I always worry just a little bit about people embracing non-open standards.

RE: Hrm
by kaiwai on Thu 27th Aug 2009 02:09 in reply to "Hrm"
kaiwai Member since:
2005-07-06

"The confidential Intellectual Property Agreement is basically about patents and giving us access to some Windows source code," Tuxera chief executive Mikko Välimäki told ZDNet UK, "ExFAT is part of the forthcoming SDCX standard for flash cards, and we'll be selling our driver to OEMs for devices like cameras."

I always worry just a little bit about people embracing non-open standards.


I second that - I'd love to see an international agreement where any technology becomes an open standard or part of an open standard, people must be allowed to implement it without paying royalties. Its these 'agreements' that create walled gardens and stifle innovation and interoperability - entrench existing monopolies and create new ones.

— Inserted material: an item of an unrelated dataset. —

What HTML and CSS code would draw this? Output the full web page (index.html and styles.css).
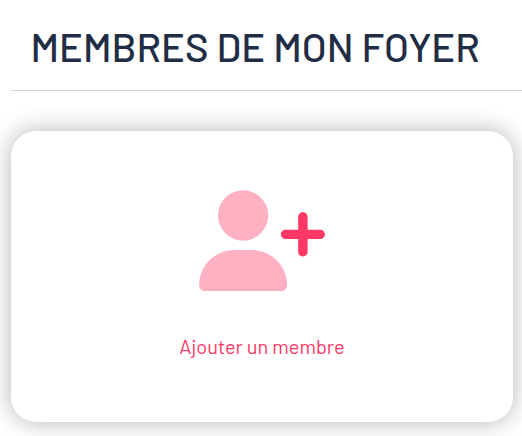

Reply Parent Bookmark Score: 6

RE[2]: Hrm
by mmu_man on Thu 27th Aug 2009 13:24 in reply to "RE: Hrm"
mmu_man Member since:
2006-09-30

"I always worry just a little bit about people embracing non-open standards.

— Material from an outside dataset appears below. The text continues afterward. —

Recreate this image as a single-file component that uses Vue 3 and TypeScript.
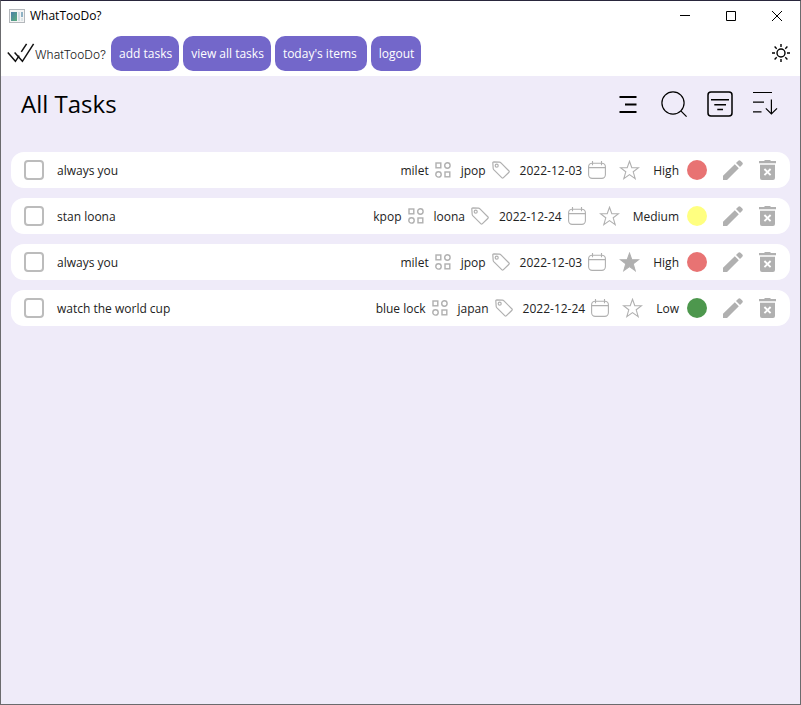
<script setup lang="ts">
import { ref } from 'vue'

type Priority = 'High' | 'Medium' | 'Low'

interface Task {
  id: number
  title: string
  category: string
  tag: string
  due: string
  starred: boolean
  done: boolean
  priority: Priority
}

const navItems = [
  { label: 'add tasks', wide: false },
  { label: 'view all tasks', wide: false },
  { label: "today's items", wide: true },
  { label: 'logout', wide: false },
]

const tasks = ref<Task[]>([
  { id: 1, title: 'always you', category: 'milet', tag: 'jpop', due: '2022-12-03', starred: false, done: false, priority: 'High' },
  { id: 2, title: 'stan loona', category: 'kpop', tag: 'loona', due: '2022-12-24', starred: false, done: false, priority: 'Medium' },
  { id: 3, title: 'always you', category: 'milet', tag: 'jpop', due: '2022-12-03', starred: true, done: false, priority: 'High' },
  { id: 4, title: 'watch the world cup', category: 'blue lock', tag: 'japan', due: '2022-12-24', starred: false, done: false, priority: 'Low' },
])

function removeTask(id: number): void {
  tasks.value = tasks.value.filter((task) => task.id !== id)
}
</script>

<template>
  <div class="window">
    <div class="titlebar">
      <svg class="app-icon" width="16" height="14" viewBox="0 0 16 14" aria-hidden="true">
        <defs>
          <linearGradient id="pane" x1="0" y1="0" x2="1" y2="1">
            <stop offset="0" stop-color="#4a7fa8" />
            <stop offset="1" stop-color="#5cae7c" />
          </linearGradient>
        </defs>
        <rect x="0.5" y="0.5" width="15" height="13" fill="#f4f4f4" stroke="#b4b8bc" />
        <rect x="2" y="3" width="6" height="9" fill="url(#pane)" />
        <rect x="9" y="3" width="2" height="9" fill="#d3dde4" />
        <rect x="12" y="3" width="2" height="5" fill="#8fb2c4" />
        <rect x="12" y="9" width="2" height="3" fill="#dce4e6" />
      </svg>
      <span class="window-title">WhatTooDo?</span>
      <div class="window-controls">
        <button type="button" class="control" aria-label="Minimize">
          <svg width="10" height="10" viewBox="0 0 10 10"><path d="M0 4.5H10" /></svg>
        </button>
        <button type="button" class="control" aria-label="Maximize">
          <svg width="10" height="10" viewBox="0 0 10 10"><path d="M0.5 0.5H9.5V9.5H0.5Z" /></svg>
        </button>
        <button type="button" class="control" aria-label="Close">
          <svg width="10" height="10" viewBox="0 0 10 10"><path d="M0 0L10 10M10 0L0 10" /></svg>
        </button>
      </div>
    </div>

    <header class="navbar">
      <div class="brand">
        <svg width="28" height="20" viewBox="0 0 28 20" aria-hidden="true">
          <path d="M0.8 9.6L8.4 18.3L12.2 12.6M7.6 9.6L15.4 18.3L26.6 0.8M14.3 8.8L19.6 0.8" fill="none" stroke="#111" stroke-width="1.5" />
        </svg>
        <span class="brand-name">WhatTooDo?</span>
      </div>
      <nav class="nav">
        <button v-for="item in navItems" :key="item.label" type="button" class="nav-button" :class="{ wide: item.wide }">{{ item.label }}</button>
      </nav>
      <button type="button" class="icon-button theme" aria-label="Toggle theme">
        <svg width="18" height="18" viewBox="0 0 18 18" fill="none" stroke="#000" stroke-width="1.4">
          <circle cx="9" cy="9" r="4" />
          <path d="M9 0V3M9 15V18M0 9H3M15 9H18M2.6 2.6L4.7 4.7M13.3 13.3L15.4 15.4M2.6 15.4L4.7 13.3M13.3 4.7L15.4 2.6" />
        </svg>
      </button>
    </header>

    <main class="content">
      <div class="heading">
        <h1>All Tasks</h1>
        <div class="tools">
          <button type="button" class="icon-button" aria-label="Menu">
            <svg width="26" height="26" viewBox="0 0 26 26" fill="none" stroke="#000" stroke-width="2">
              <path d="M4.5 6H21.5M10 13.5H21.5M4.5 21H21.5" />
            </svg>
          </button>
          <button type="button" class="icon-button" aria-label="Search">
            <svg width="26" height="26" viewBox="0 0 26 26" fill="none" stroke="#000" stroke-width="1.2">
              <circle cx="12" cy="12" r="11.1" />
              <path d="M19.8 19.8L25.6 25.6" />
            </svg>
          </button>
          <button type="button" class="icon-button" aria-label="Filter">
            <svg width="26" height="26" viewBox="0 0 26 26" fill="none" stroke="#000" stroke-width="1.5">
              <rect x="1" y="1" width="24" height="24" rx="3" />
              <path d="M4 8.7H22M7.3 13.7H19M10.3 18.6H16" />
            </svg>
          </button>
          <button type="button" class="icon-button" aria-label="Sort">
            <svg width="26" height="26" viewBox="0 0 26 26" fill="none" stroke="#000" stroke-width="1.2">
              <path d="M0 1.5H19M0 11.2H11M0 20.8H8.5M18.4 8.5V23M12.8 17.4L18.4 23L24 17.4" />
            </svg>
          </button>
        </div>
      </div>

      <ul class="tasks">
        <li v-for="task in tasks" :key="task.id" class="task">
          <input :id="`task-${task.id}`" v-model="task.done" type="checkbox" class="check" />
          <label :for="`task-${task.id}`" class="task-title text">{{ task.title }}</label>
          <div class="details">
            <span class="field">
              <span class="text">{{ task.category }}</span>
              <svg width="16" height="16" viewBox="0 0 16 16" fill="none" stroke="#b0b0b0" stroke-width="1.4">
                <rect x="1" y="1" width="4.8" height="4.8" />
                <circle cx="12.4" cy="3.5" r="2.7" />
                <circle cx="3.5" cy="12.4" r="2.7" />
                <rect x="10" y="10" width="4.8" height="4.8" />
              </svg>
            </span>
            <span class="field">
              <span class="text">{{ task.tag }}</span>
              <svg width="18" height="18" viewBox="0 0 18 18" fill="none" stroke="#b0b0b0" stroke-width="1.2" stroke-linejoin="round">
                <path d="M0.8 1.8Q0.8 0.8 1.8 0.8L7.6 1.2Q8.2 1.3 8.7 1.7L17 10Q17.5 10.6 17 11.2L11.2 16.9Q10.6 17.4 10 16.9L1.7 8.6Q1.3 8.1 1.2 7.5Z" />
                <circle cx="4.7" cy="4.7" r="1.5" />
              </svg>
            </span>
            <span class="field">
              <time class="text" :datetime="task.due">{{ task.due }}</time>
              <svg width="18" height="18" viewBox="0 0 18 18" fill="none" stroke="#b0b0b0" stroke-width="1.1">
                <rect x="0.6" y="2.2" width="16.8" height="15.2" rx="3.6" />
                <path d="M0.6 6.6H17.4M4.5 0V4.2M13.5 0V4.2" />
              </svg>
            </span>
            <button type="button" class="icon-button" :aria-label="`Star ${task.title}`" :aria-pressed="task.starred" @click="task.starred = !task.starred">
              <svg width="21" height="20" viewBox="0 0 21 20" :fill="task.starred ? '#b0b0b0' : 'none'" stroke="#b0b0b0" stroke-width="1.1">
                <path d="M10.5 1.3L12.8 7.7H19.6L14.2 11.8L16.2 18.6L10.5 14.6L4.8 18.6L6.8 11.8L1.4 7.7H8.2Z" />
              </svg>
            </button>
            <span class="field priority">
              <span class="text">{{ task.priority }}</span>
              <span class="dot" :class="task.priority.toLowerCase()"></span>
            </span>
          </div>
          <div class="actions">
            <button type="button" class="icon-button" :aria-label="`Edit ${task.title}`">
              <svg width="20" height="20" viewBox="0 0 20 20" fill="#b0b0b0">
                <path d="M0 20V15.8L11.8 4.2L15.8 8.2L4 20ZM13 3L15.3 0.7Q16.4-0.3 17.5 0.7L19.3 2.5Q20.3 3.6 19.3 4.7L17 7Z" />
              </svg>
            </button>
            <button type="button" class="icon-button" :aria-label="`Delete ${task.title}`" @click="removeTask(task.id)">
              <svg width="17" height="20" viewBox="0 0 17 20" fill="#b0b0b0">
                <path d="M0 1H5L6 0H11L12 1H17V3.3H0ZM1 4.7H16V18Q16 20 14 20H3Q1 20 1 18Z" />
                <path d="M5.4 9L11.6 15.2M11.6 9L5.4 15.2" fill="none" stroke="#fff" stroke-width="1.9" />
              </svg>
            </button>
          </div>
        </li>
      </ul>
    </main>
  </div>
</template>

<style>
body {
  margin: 0;
}
</style>

<style scoped>
.window {
  box-sizing: border-box;
  display: flex;
  flex-direction: column;
  min-height: 100vh;
  border: 1px solid #6b6b6e;
  border-top-color: #29263c;
  background: #fff;
  color: #222;
  font: 12px/18px 'Open Sans', 'Noto Sans', sans-serif;
}

button {
  margin: 0;
  padding: 0;
  border: 0;
  background: none;
  color: inherit;
  font: inherit;
  cursor: pointer;
}

svg {
  display: block;
  flex: none;
}

.titlebar {
  display: flex;
  align-items: center;
  height: 29px;
  padding-left: 8px;
}

.window-title {
  margin-left: 5px;
  color: #000;
}

.window-controls {
  display: flex;
  align-self: stretch;
  margin-left: auto;
}

.control {
  display: grid;
  place-items: center;
  width: 46px;
}

.control path {
  fill: none;
  stroke: #000;
  stroke-width: 1;
}

.navbar {
  display: flex;
  align-items: center;
  height: 46px;
  padding: 0 10px 0 6px;
}

.brand {
  display: flex;
  align-items: center;
  width: 104px;
}

.brand-name {
  padding-top: 4px;
  color: #222;
  font: 300 12px/18px Inter, Lato, sans-serif;
}

.nav {
  display: flex;
  gap: 4px;
}

.nav-button {
  height: 35px;
  padding: 2px 7px 0 8px;
  border-radius: 10px;
  background: #7367ca;
  color: #fff;
  white-space: nowrap;
}

.nav-button.wide {
  padding-right: 10px;
}

.theme {
  margin-left: auto;
}

.content {
  flex: 1;
  padding: 8px 10px;
  background: #efebf9;
}

.heading {
  display: flex;
  align-items: center;
  justify-content: space-between;
  height: 40px;
  padding: 0 11px 0 10px;
}

h1 {
  margin: 0;
  color: #000;
  font-size: 24px;
  font-weight: 400;
  line-height: 40px;
}

.tools {
  display: flex;
  gap: 20px;
}

.tasks {
  display: flex;
  flex-direction: column;
  gap: 10px;
  margin: 28px 0 0;
  padding: 0;
  list-style: none;
}

.task {
  display: flex;
  align-items: center;
  height: 36px;
  padding: 0 14px 0 13px;
  border-radius: 13px;
  background: #fff;
}

.check {
  appearance: none;
  box-sizing: border-box;
  width: 20px;
  height: 20px;
  margin: 0;
  border: 2px solid #bcbcbc;
  border-radius: 4px;
  background: #fff;
}

.check:checked {
  background: #7367ca;
}

.text {
  padding-top: 2px;
}

.task-title {
  margin-left: 13px;
}

.details {
  display: flex;
  align-items: center;
  gap: 10px;
  margin-left: auto;
}

.field {
  display: flex;
  align-items: center;
  gap: 6px;
  white-space: nowrap;
}

.priority {
  gap: 8px;
}

.details .icon-button {
  margin: 0 3px;
}

.dot {
  width: 20px;
  height: 20px;
  border-radius: 50%;
}

.high {
  background: #e87373;
}

.medium {
  background: #ffff80;
}

.low {
  background: #4d974d;
}

.actions {
  display: flex;
  align-items: center;
  gap: 16px;
  margin-left: 16px;
}
</style>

I second that - I'd love to see an international agreement where any technology becomes an open standard or part of an open standard, people must be allowed to implement it without paying royalties. Its these 'agreements' that create walled gardens and stifle innovation and interoperability - entrench existing monopolies and create new ones.
"

Business is business...

Still, anything that isn't open is *not* a standard, but an enforced monopoly. It does not deserve the name standard.

Couldn't they just use BFS anyway ? ;)

Reply Parent Bookmark Score: 2

RE: Hrm
by kokara4a on Thu 27th Aug 2009 09:30 in reply to "Hrm"
kokara4a Member since:
2005-09-16

But why is the file system included in memory card standard? Does this mean that we cannot use any other file systems on those cards? I guess not. Then what is the fuzz about - any device can just stick to crappy old FAT - it supports file systems up to 2TB. Even if Windows wouldn't let you format more than 32GB. I have formatted 200GB FAT partition under Mac OS X and it works on Windows.